Mayor Harry Rilling cautioned her to be civil. She said she was being very civil.
“There are people who have invested in this community in more ways than you could even imagine, that want to stay here,” Ayers said. “But because of the market rate, because they do not have the upper hand that some people have, they cannot stay here. We as a city cannot turn a blind eye to those people.”
She pointed out that Meek did not attend any of the Committee meetings where the work was done to create the ordinance.
“If you really knew that there was a better way to do this… you made a conscious decision not to join the Committee,” she said.

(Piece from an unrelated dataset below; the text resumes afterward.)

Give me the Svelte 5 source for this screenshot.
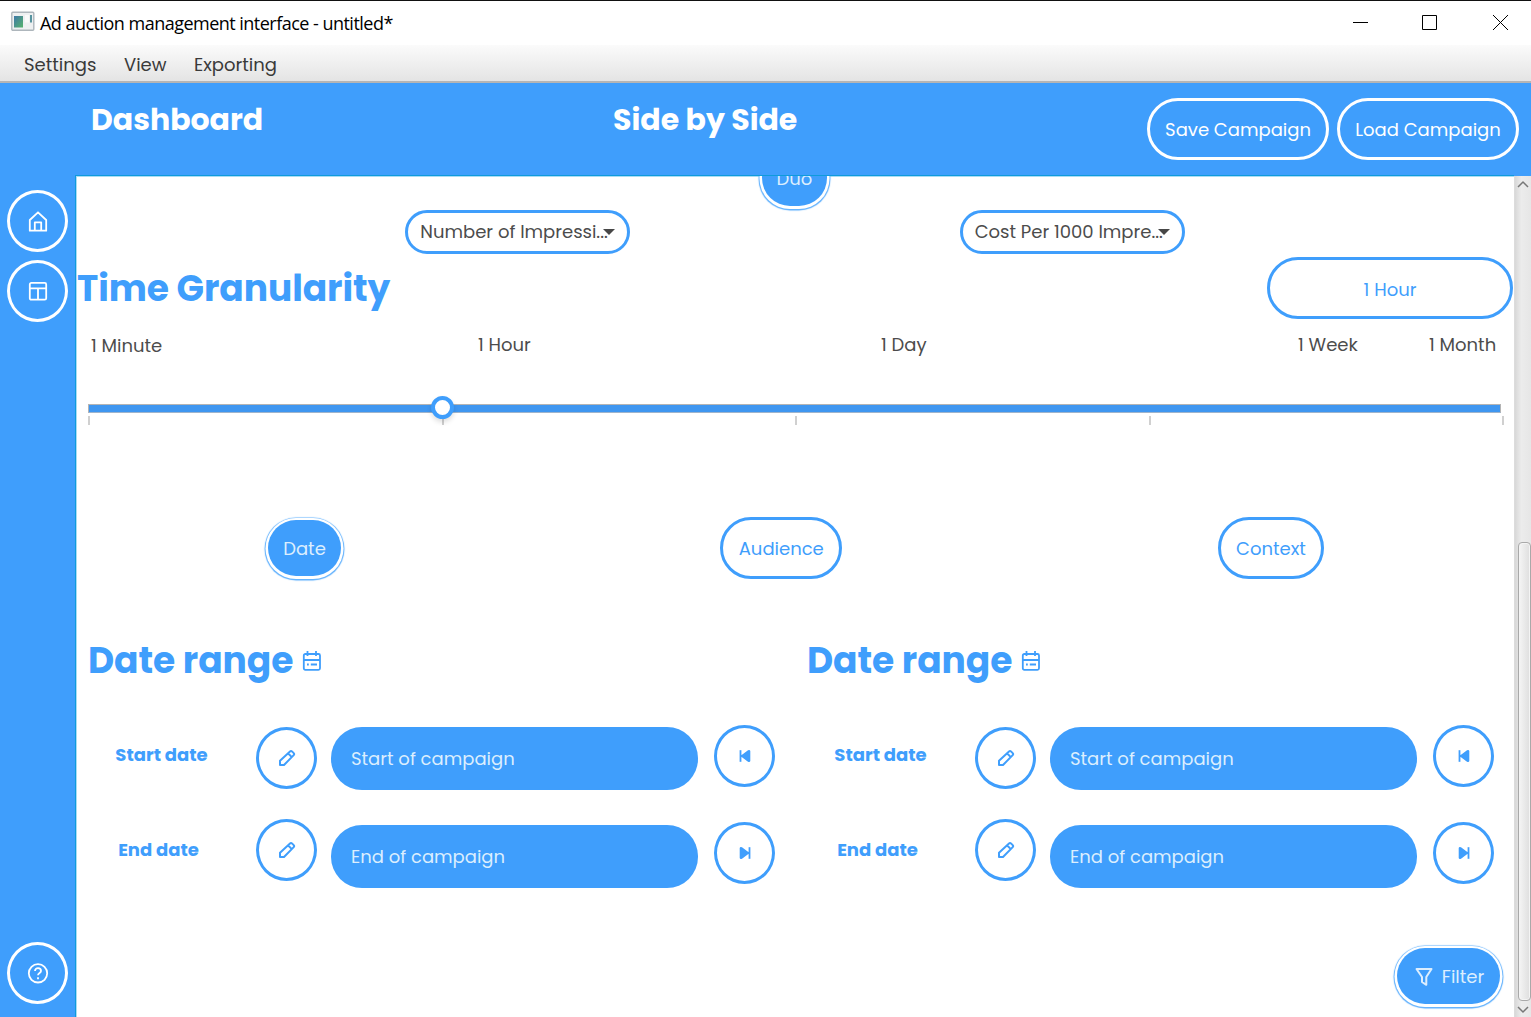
<script>
  const menus = [
    { name: 'Settings', cls: 'm-settings' },
    { name: 'View', cls: 'm-view' },
    { name: 'Exporting', cls: 'm-exporting' }
  ];
  const metrics = ['Number of Impressi...', 'Cost Per 1000 Impre...'];
  const steps = ['1 Minute', '1 Hour', '1 Day', '1 Week', '1 Month'];
  const selected = 1;
  const panels = ['left', 'right'];
</script>

{#snippet pencil()}
  <svg class="pencil" viewBox="0 0 18 18" width="18" height="18">
    <path d="M2 16v-4.2L12 2.4q1-.9 2 0l1.7 1.7q1 1 0 2L6 16ZM10 4.3l3.8 3.8" />
  </svg>
{/snippet}

{#snippet skip(forward)}
  <svg class="skip" class:forward viewBox="0 0 12 14" width="12" height="14">
    <path class="bar" d="M1.500 1.200v11.600" />
    <path class="tri" d="M11.300 2v10q-.3 1.500-2.300.8L3 8.200 2 8V6l1-.2 6-4.600q2-.7 2.300.8Z" />
  </svg>
{/snippet}

<div class="window">
  <div class="titlebar">
    <svg class="appicon" width="24" height="20" viewBox="0 0 24 20">
      <defs>
        <linearGradient id="pane" x1="0" y1="0" x2="1" y2="1">
          <stop offset="0" stop-color="#3f78a8" /><stop offset="1" stop-color="#57b36c" />
        </linearGradient>
      </defs>
      <rect x=".8" y="1.300" width="22" height="18" rx="1" fill="#eef0f1" stroke="#aeb6bc" stroke-width="1.4" />
      <rect x="3" y="5" width="9" height="11.500" fill="url(#pane)" />
      <rect x="14" y="4" width="4" height="7.5" fill="#fafafa" />
      <rect x="19" y="4" width="2" height="7.5" fill="#5794a0" />
    </svg>
    <span class="wintitle">Ad auction management interface - untitled*</span>
    <svg class="controls" width="156" height="17" viewBox="0 0 156 17">
      <path d="M0 8.5h15M69.500 1.500h14v14h-14z" />
      <path d="M140 1l15 15M155 1l-15 15" />
    </svg>
  </div>

  <nav class="menubar">
    {#each menus as m}<span class={m.cls}>{m.name}</span>{/each}
  </nav>

  <header>
    <h1 class="dash">Dashboard</h1>
    <h1 class="side">Side by Side</h1>
    <div class="campaigns">
      <button>Save Campaign</button>
      <button>Load Campaign</button>
    </div>
  </header>

  <div class="body">
    <aside>
      <button class="round" aria-label="Home">
        <svg width="20" height="22" viewBox="0 0 20 22"><path d="M1.800 20.700V10L10 2.300l8.200 7.700v10.700ZM6.800 20.500V12.300h6.400V20.500" /></svg>
      </button>
      <button class="round" aria-label="Layout">
        <svg width="20" height="20" viewBox="0 0 20 20"><rect x="1.800" y="1.900" width="16.400" height="16.800" rx="1.500" /><path d="M2 7.300h16M10 7.300v11" /></svg>
      </button>
      <button class="round help" aria-label="Help">
        <svg width="22" height="22" viewBox="0 0 22 22"><circle cx="11" cy="11.300" r="9.200" /><path d="M8 9c0-3.800 6-3.800 6 0 0 2-3 2-3 4.300M11 15.200v2" /></svg>
      </button>
    </aside>

    <main>
      <div class="modes"><button class="on duo">Duo</button></div>

      <div class="metrics">
        {#each metrics as m}
          <div class="select"><span>{m}</span><i></i></div>
        {/each}
      </div>

      <div class="granularity">
        <h2>Time Granularity</h2>
        <button class="outline current">1 Hour</button>
      </div>

      <div class="steps">
        {#each steps as s}<span>{s}</span>{/each}
      </div>
      <div class="slider">
        <div class="track"></div>
        <div class="ticks">{#each steps as s, i}<i>{#if i === selected}<b></b>{/if}</i>{/each}</div>
      </div>

      <div class="tabs">
        <button class="on date">Date</button>
        <button class="outline audience">Audience</button>
        <button class="outline context">Context</button>
      </div>

      <div class="panels">
        {#each panels as p}
          <section>
            <div class="heading">
              <h2>Date range</h2>
              <svg width="20" height="22" viewBox="0 0 20 22">
                <rect x="1.800" y="4" width="16.200" height="15.800" rx="1.500" />
                <path d="M5.500 1v5M14 1v5M2 10h16M5 14.500h1.800M8.800 14.500H15" />
              </svg>
            </div>
            <div class="row start">
              <strong>Start date</strong>
              <button class="circle">{@render pencil()}</button>
              <div class="field">Start of campaign</div>
              <button class="circle jump">{@render skip(false)}</button>
            </div>
            <div class="row end">
              <strong>End date</strong>
              <button class="circle">{@render pencil()}</button>
              <div class="field">End of campaign</div>
              <button class="circle jump">{@render skip(true)}</button>
            </div>
          </section>
        {/each}
      </div>

      <div class="actions">
        <button class="on filter">
          <svg width="18" height="20" viewBox="0 0 18 20"><path d="M1.500 2h15l-5.200 8v7.800L7 15v-5Z" /></svg>
          <span>Filter</span>
        </button>
      </div>
    </main>

    <div class="scrollbar">
      <svg width="12" height="8" viewBox="0 0 12 8"><path d="M1 7l5-5 5 5" /></svg>
      <div class="thumb"></div>
      <svg width="12" height="8" viewBox="0 0 12 8"><path d="M1 1l5 5 5-5" /></svg>
    </div>
  </div>
</div>

<style>
  :global(body) { margin: 0; }
  * { box-sizing: border-box; }
  .window {
    width: 1531px; height: 1017px; overflow: hidden; display: flex; flex-direction: column;
    background: #fff; border-top: 1px solid #111; white-space: nowrap;
    font: 18px/24px Poppins, Inter, sans-serif; color: #4c4c4c;
  }
  button {
    font: inherit; color: inherit; background: none; border: 0; padding: 0;
    display: flex; align-items: center; justify-content: center; flex: none;
  }
  svg { flex: none; fill: none; stroke: currentColor; stroke-width: 1.8; stroke-linejoin: round; display: block; }
  h1, h2 { margin: 0; font-weight: 700; }

  .titlebar { height: 44px; flex: none; display: flex; align-items: center; padding: 0 22px 0 11px; color: #000; }
  .appicon { stroke: none; margin-top: -4px; }
  .wintitle { font: 18px/24px "Segoe UI", "Open Sans", sans-serif; margin-left: 5px; letter-spacing: -0.52px; }
  .controls { margin-left: auto; stroke-width: 1; margin-top: -1px; }

  .menubar {
    height: 38px; flex: none; display: flex; padding: 8px 0 0 24px;
    background: linear-gradient(#fbfbfb, #e4e4e4); border-bottom: 2px solid #b5b5b5; color: #3a3a3a;
  }
  .m-settings { width: 100px; }
  .m-view { width: 70px; }

  header { height: 92px; flex: none; display: flex; background: #3f9efc; color: #fff; padding: 15px 12px 0 91px; }
  h1 { font-size: 30px; line-height: 42px; padding-top: 1px; }
  .dash { width: 522px; }
  .campaigns { margin-left: auto; display: flex; gap: 8px; }
  .campaigns button { width: 182px; height: 62px; border: 3px solid #fff; border-radius: 31px; padding-top: 1px; }

  .body { flex: 1; min-height: 0; display: flex; background: #3f9efc; }
  aside { width: 75px; display: flex; flex-direction: column; gap: 8px; padding: 15px 0 13px 7px; color: #fff; }
  .round { width: 61px; height: 62px; border: 3px solid #fff; border-radius: 50%; }
  .help { margin-top: auto; }

  main {
    width: 1439px; background: #fff; overflow: hidden; display: flex; flex-direction: column;
    border-top: 1px solid #0f9bdc; border-left: 1px solid #0f9bdc; box-shadow: inset 1px 1px 0 #a9dcf5;
  }
  .modes { display: flex; justify-content: center; margin: -26px 1px 0 0; flex: none; }
  .on {
    color: #dceefe; background: #3f9efc; border-radius: 31px; height: 56px;
    box-shadow: 0 .5px 0 2.500px #fff, 0 1px 1px 3.500px #5fb0fd;
  }
  .duo { width: 65px; height: 56px; padding-top: 2px; margin-bottom: 1px; }
  .outline { color: #3f9efc; border: 3px solid #3f9efc; border-radius: 31px; height: 62px; }

  .metrics { display: flex; justify-content: space-evenly; margin-top: 2.500px; margin-bottom: .5px; }
  .select {
    width: 225px; height: 44px; border: 3px solid #3f9efc; border-radius: 22px;
    display: flex; align-items: center; padding: 1px 0 0 12px;
  }
  .select i { border: 6px solid transparent; border-top-color: #474747; border-bottom: 0; margin-left: -5px; }

  .granularity { height: 66px; display: flex; justify-content: space-between; padding: 3px 1px 0 1px; }
  h2 { color: #3f9efc; font-size: 36px; line-height: 46px; letter-spacing: -0.05px; }
  .granularity h2 { margin-top: 9px; }
  .current { width: 246px; padding-top: 3px; }

  .steps { display: grid; grid-template-columns: 387px 403px 417px 131px 1fr; margin: 13px 0 0 15px; }
  .steps span:first-child { padding-top: 1px; }
  .slider { padding: 46px 13px 0 12px; }
  .track { height: 9px; background: #3f96f0; border: 1px solid #b4b4b4; border-bottom-color: #9fb4cc; }
  .ticks { display: flex; justify-content: space-between; padding-top: 3px; margin-right: -3px; }
  .ticks i { width: 2px; height: 9px; background: #d0d0d0; position: relative; }
  .ticks b {
    position: absolute; left: -11px; top: -20px; width: 23px; height: 23px; border: 4.500px solid #3f9efc;
    border-radius: 50%; background: #fff; box-shadow: 0 3px 5px rgba(0, 0, 0, .13);
  }

  .tabs { display: flex; justify-content: space-between; align-items: center; margin-top: 92px; padding: 0 190px 0 192px; }
  .date { width: 73px; margin-right: 3.500px; padding-top: 1px; }
  .audience { width: 122px; padding-top: 1px; }
  .context { width: 106px; padding-top: 1px; }

  .panels { display: grid; grid-template-columns: 719px 719px; margin-top: 58px; }
  section { padding-left: 12px; }
  .heading { display: flex; align-items: center; height: 48px; color: #3f9efc; }
  .heading svg { margin: -1px 0 0 10px; }
  .heading h2 { width: 204px; }
  .row { display: flex; align-items: flex-start; color: #3f9efc; }
  .row strong { width: 147px; margin-right: 21px; text-align: center; font-size: 18px; }
  .circle { width: 61px; height: 62px; border: 3px solid #3f9efc; border-radius: 50%; }
  .field { width: 367px; height: 63px; margin-left: 14px; border-radius: 31px; background: #3f9efc; color: #dceefe; padding: 20px; }
  .jump { margin-left: 16px; }
  .start { padding-top: 40px; height: 135px; margin-top: -1px; }
  .start strong { margin-top: 19px; }
  .start .circle, .start .field { margin-top: 3px; }
  .start .jump { margin-top: 1px; }
  .end strong { margin-top: 19px; margin-left: -3px; margin-right: 24px; }
  .end .field { margin-top: 6px; }
  .end .jump { margin-top: 3px; }
  .pencil { stroke-width: 2; }
  .bar { stroke-width: 1.800; }
  .tri { fill: currentColor; stroke: none; }
  .forward { transform: scaleX(-1); }

  .actions { display: flex; justify-content: flex-end; padding: 60px 14px 0 0; }
  .filter { width: 103px; gap: 9px; padding: 1px 0 0 2px; }
  .filter svg { stroke-width: 2; }

  .scrollbar {
    width: 17px; background: linear-gradient(90deg, #d8d8d8, #ececec 40%, #e6e6e6); color: #777;
    border-left: 1px solid #dcdcdc; margin-top: 1px; display: flex; flex-direction: column; align-items: center; padding: 4px 0 3px 1px;
  }
  .scrollbar svg { stroke-width: 1.500; margin-right: 1px; }
  .thumb {
    width: 13px; height: 459px; margin: auto 0 5px 1px; border: 1px solid #a9a9a9; border-radius: 4px;
    background: linear-gradient(90deg, #f5f5f5, #dedede); box-shadow: inset 0 0 0 1px #f4f4f4;
  }
</style>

Niedzielski-Eichner said the Norwalk Housing Authority and the Fair Rent Commission are potential beneficiaries of the fund and were deliberately not included in the Committee’s makeup so there would be no conflict of interest. Again, there are grant opportunities and the City might miss an opportunity without the fund.
Also, “these are not funds that are usable to provide housing assistance directly to individuals, they are for construction costs,” making the Fair Rent Commission “really is not the place to address these kinds of issues,” she said.
“It’s funding that has been in the zoning regulations for a number of years. But we’ve had no effective mechanism for getting it out in a fair, accountable way,” Niedzielski-Eichner said. “… The intent very much is to leverage our existing organizations to be able to get these funds out.”
Meek said that although he didn’t attend the meetings, he read the minutes. “Again, you’re creating another layer of government, which doesn’t excuse the failures or lack of commitment or achievement of other agencies… you’re creating more government to create what government or to remedy what government couldn’t accomplish in the first place. Keep it up. Maybe it works. I don’t think it does.”
Council member David Heuvelman (D-District A), who did not run for reelection, abstained without offering any comments.